What is required →
Leave out the pictures and retype only the lines from the opening line to the line that holds "const Req = ()", both ends included.

┌──

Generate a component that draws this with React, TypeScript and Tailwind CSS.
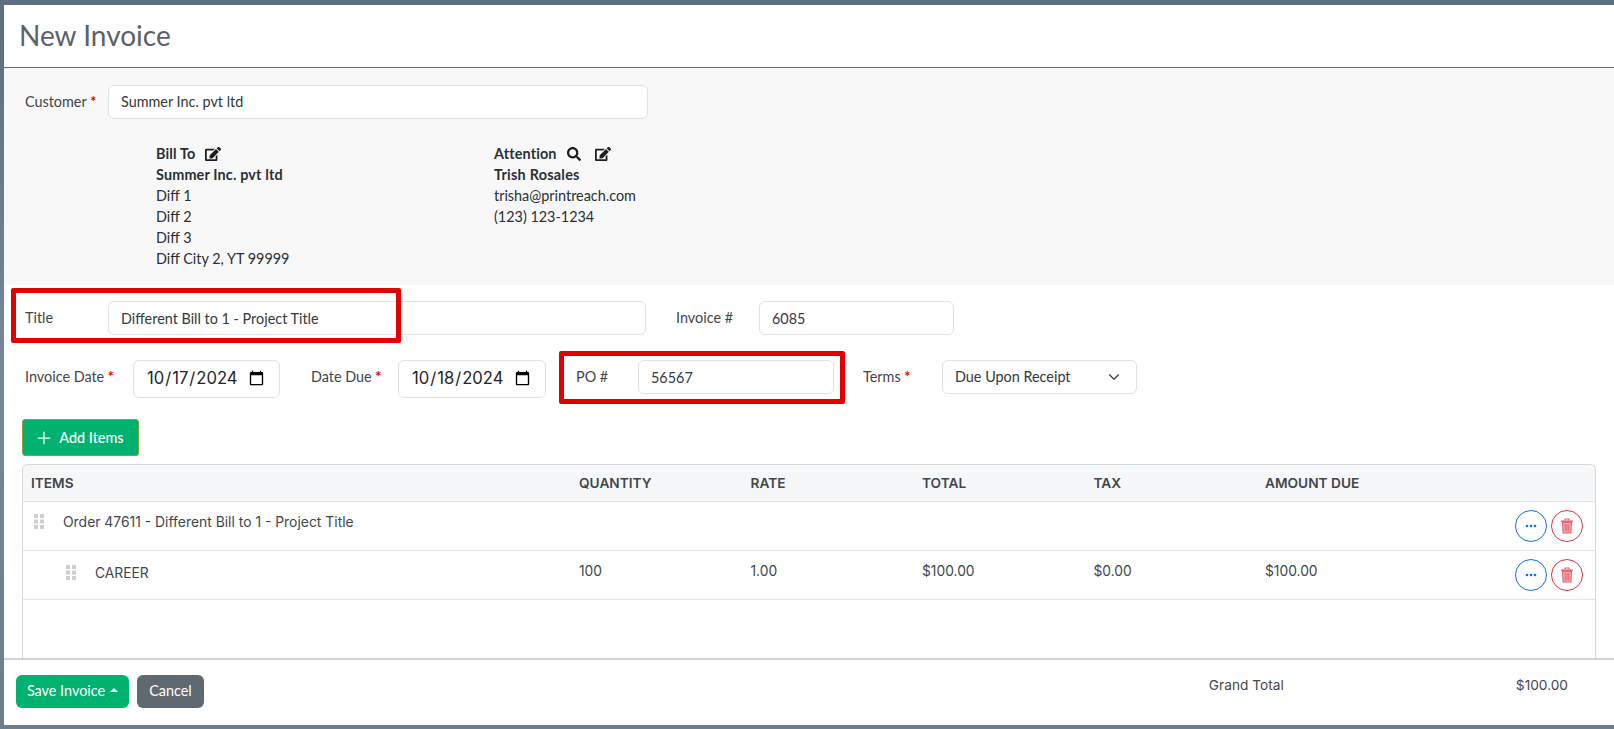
import { FaEdit, FaSearch } from 'react-icons/fa';
import { ChevronDown, Plus } from 'lucide-react';

const inputClass =
  'h-[34px] rounded-md border border-[#dee2e6] bg-white px-3 text-[14.4px] text-[#333a40] outline-none';
const labelClass = 'text-[14.4px] text-[#3f464c]';

const Req = () => <span className="font-bold text-[#f00000]"> *</span>;

const Grip = () => (
  <svg width="11" height="15" viewBox="0 0 11 15" fill="#cfcfcf" className="mb-[2px] shrink-0">
    <rect x="0" y="0" width="4" height="4" />
    <rect x="6" y="0" width="4" height="4" />
    <rect x="0" y="5.5" width="4" height="4" />
    <rect x="6" y="5.5" width="4" height="4" />
    <rect x="0" y="11" width="4" height="4" />
    <rect x="6" y="11" width="4" height="4" />
  </svg>
);

const Trash = () => (
  <svg width="14" height="16" viewBox="0 0 14 16" fill="none" stroke="#e4626f">
    <path d="M5 2.5V1h4v1.5" strokeWidth="1.2" />
    <path d="M1 3.2h12" strokeWidth="1.5" />
    <path d="M2.5 4.5h9l-.6 10.5H3.1z" fill="#f3aeb4" strokeWidth="1.1" />
    <path d="M5.2 6v7.5M7 6v7.5M8.8 6v7.5" strokeWidth="1" />
  </svg>
);

const RowActions = () => (
  <div className="flex gap-1">
    <button className="flex h-8 w-8 items-center justify-center rounded-full border border-[#0d6efd] bg-white">
      <svg width="12" height="4" viewBox="0 0 12 4" fill="#0d6efd">
        <circle cx="2" cy="2" r="1.3" />
        <circle cx="6" cy="2" r="1.3" />
        <circle cx="10" cy="2" r="1.3" />
      </svg>
    </button>
    <button className="flex h-8 w-8 items-center justify-center rounded-full border border-[#dc3545] bg-white">
      <Trash />
    </button>
  </div>
);

const DateField = ({ value }: { value: string }) => (
  <input
    type="date"
    defaultValue={value}
    className="h-[38px] w-full rounded-md border border-[#dee2e6] bg-white px-3 pb-[2px] text-[16.6px] text-[#212529] outline-none [font-family:Inter,sans-serif]"
  />
);

export default function App() {
  return (
    <div className="h-[729px] w-[1614px] overflow-hidden bg-gradient-to-b from-[#5e6e7f] via-[#76879a] to-[#6d7d8e] pb-[4px] pl-[4px] pt-[5px] [font-family:Lato,sans-serif]">
      <div className="relative flex h-full flex-col bg-white">
        <div className="flex h-[63px] items-center border-b border-[#1f8f70] px-[15px] pb-[2px]">
          <h1 className="text-[28px] font-normal text-[#5c6166]">New Invoice</h1>
        </div>

        <div className="h-[217px] bg-[#f8f8f8] px-[21px] pt-[17px]">
          <div className="flex items-center">
            <label className={`${labelClass} w-[83px] pb-[1px]`}>
              Customer<Req />
            </label>
            <input readOnly value="Summer Inc. pvt ltd" className={`${inputClass} w-[540px] pb-[2px]`} />
          </div>

          <div className="mt-[24px] flex pl-[131px] text-[14.4px] leading-[21px] text-[#2b3035]">
            <div className="w-[338px]">
              <div className="flex items-center gap-[10px] font-bold tracking-[0.15px]">
                Bill To <FaEdit size={16} className="text-[#1c1f22]" />
              </div>
              <div className="font-bold tracking-[0.15px]">Summer Inc. pvt ltd</div>
              <div>Diff 1</div>
              <div>Diff 2</div>
              <div>Diff 3</div>
              <div>Diff City 2, YT 99999</div>
            </div>
            <div>
              <div className="flex items-center font-bold tracking-[0.15px]">
                Attention
                <FaSearch size={14} className="ml-[10px] text-[#1c1f22]" />
                <FaEdit size={16} className="ml-[14px] text-[#1c1f22]" />
              </div>
              <div className="font-bold tracking-[0.25px]">Trish Rosales</div>
              <div>trisha@printreach.com</div>
              <div>(123) 123-1234</div>
            </div>
          </div>
        </div>

        <div className="flex flex-1 flex-col px-[18px]">
          <div className="mt-[16px] flex items-center pl-[3px]">
            <label className={`${labelClass} w-[83px]`}>Title</label>
            <input
              readOnly
              value="Different Bill to 1 - Project Title"
              className={`${inputClass} w-[538px]`}
            />
            <label className={`${labelClass} ml-[30px] w-[83px]`}>Invoice #</label>
            <input readOnly value="6085" className={`${inputClass} w-[195px]`} />
          </div>

          <div className="mt-[25px] flex items-start pl-[3px]">
            <label className={`${labelClass} mt-[6px] w-[108px]`}>
              Invoice Date<Req />
            </label>
            <div className="w-[147px]">
              <DateField value="2024-10-17" />
            </div>
            <label className={`${labelClass} ml-[31px] mt-[6px] w-[87px]`}>
              Date Due<Req />
            </label>
            <div className="w-[148px]">
              <DateField value="2024-10-18" />
            </div>
            <label className={`${labelClass} ml-[30px] mt-[6px] w-[62px]`}>PO #</label>
            <input readOnly value="56567" className={`${inputClass} w-[196px]`} />
            <label className={`${labelClass} ml-[29px] mt-[6px] w-[79px]`}>
              Terms<Req />
            </label>
            <div className="relative w-[195px]">
              <select className={`${inputClass} w-full appearance-none`} defaultValue="due">
                <option value="due">Due Upon Receipt</option>
              </select>
              <ChevronDown size={18} strokeWidth={1.5} className="absolute right-[14px] top-[8px] text-[#343a40]" />
            </div>
          </div>

          <button className="mt-[21px] flex h-[37px] w-[117px] items-center justify-center gap-[5px] rounded-[3px] border border-[#8f9d3f] bg-[#00b26f] pr-[3px] text-[14.4px] font-medium text-white">
            <Plus size={20} strokeWidth={1.5} />
            Add Items
          </button>

          <div className="mt-[8px] flex flex-1 flex-col overflow-hidden rounded-t-md border border-b-0 border-[#d5d7d9] [font-family:Inter,sans-serif]">
            <div className="grid h-[37px] shrink-0 grid-cols-[548px_171.5px_171.5px_171.5px_171.5px_1fr] items-center border-b border-[#e3e6e8] bg-[#f6f7f9] pl-[8px] text-[13.7px] font-semibold text-[#41474d]">
              <div>ITEMS</div>
              <div>QUANTITY</div>
              <div>RATE</div>
              <div>TOTAL</div>
              <div>TAX</div>
              <div>AMOUNT DUE</div>
            </div>

            <div className="flex h-[49px] shrink-0 items-start justify-between border-b border-[#e3e6e8] pr-[12px] text-[13.9px] text-[#41474d]">
              <div className="flex items-center gap-[18px] pl-[11px] pt-[10px]">
                <Grip />
                Order 47611 - Different Bill to 1 - Project Title
              </div>
              <div className="pt-[8px]">
                <RowActions />
              </div>
            </div>

            <div className="flex h-[49px] shrink-0 items-start border-b border-[#e3e6e8] pr-[12px] text-[13.8px] text-[#41474d]">
              <div className="flex w-[556px] items-center gap-[18px] pl-[43px] pt-[12px]">
                <Grip />
                CAREER
              </div>
              <div className="grid flex-1 grid-cols-[171.5px_171.5px_171.5px_171.5px_1fr] pt-[10px]">
                <div>100</div>
                <div>1.00</div>
                <div>$100.00</div>
                <div>$0.00</div>
                <div>$100.00</div>
              </div>
              <div className="pt-[8px]">
                <RowActions />
              </div>
            </div>
          </div>
        </div>

        <div className="flex h-[67px] shrink-0 items-center justify-between border-t-2 border-[#d4d4d4] pb-[3px] pl-[12px] pr-[46px]">
          <div className="flex gap-2">
            <button className="flex h-[33px] w-[113px] items-center justify-center gap-[5px] rounded-md bg-[#00b26f] text-[14.4px] text-white">
              Save Invoice
              <span className="mb-[2px] h-0 w-0 border-x-[4px] border-b-[4px] border-x-transparent border-b-white" />
            </button>
            <button className="h-[33px] w-[67px] rounded-md bg-[#5f696f] text-[14.4px] text-white">
              Cancel
            </button>
          </div>
          <div className="mb-[12px] flex text-[13.7px] text-[#41474d] [font-family:Inter,sans-serif]">
            <span className="w-[307px]">Grand Total</span>
            <span>$100.00</span>
          </div>
        </div>

        {/* annotation boxes drawn over the form */}
        <div className="pointer-events-none absolute left-[7px] top-[283px] h-[55px] w-[390px] rounded-[2px] border-[5px] border-[#e50000]" />
        <div className="pointer-events-none absolute left-[555px] top-[346px] h-[53px] w-[286px] rounded-[2px] border-[5px] border-[#e50000]" />
      </div>
    </div>
  );
}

└──

Output below →
Generate a component that draws this with React, TypeScript and Tailwind CSS.
import { FaEdit, FaSearch } from 'react-icons/fa';
import { ChevronDown, Plus } from 'lucide-react';

const inputClass =
  'h-[34px] rounded-md border border-[#dee2e6] bg-white px-3 text-[14.4px] text-[#333a40] outline-none';
const labelClass = 'text-[14.4px] text-[#3f464c]';

const Req = () => <span className="font-bold text-[#f00000]"> *</span>;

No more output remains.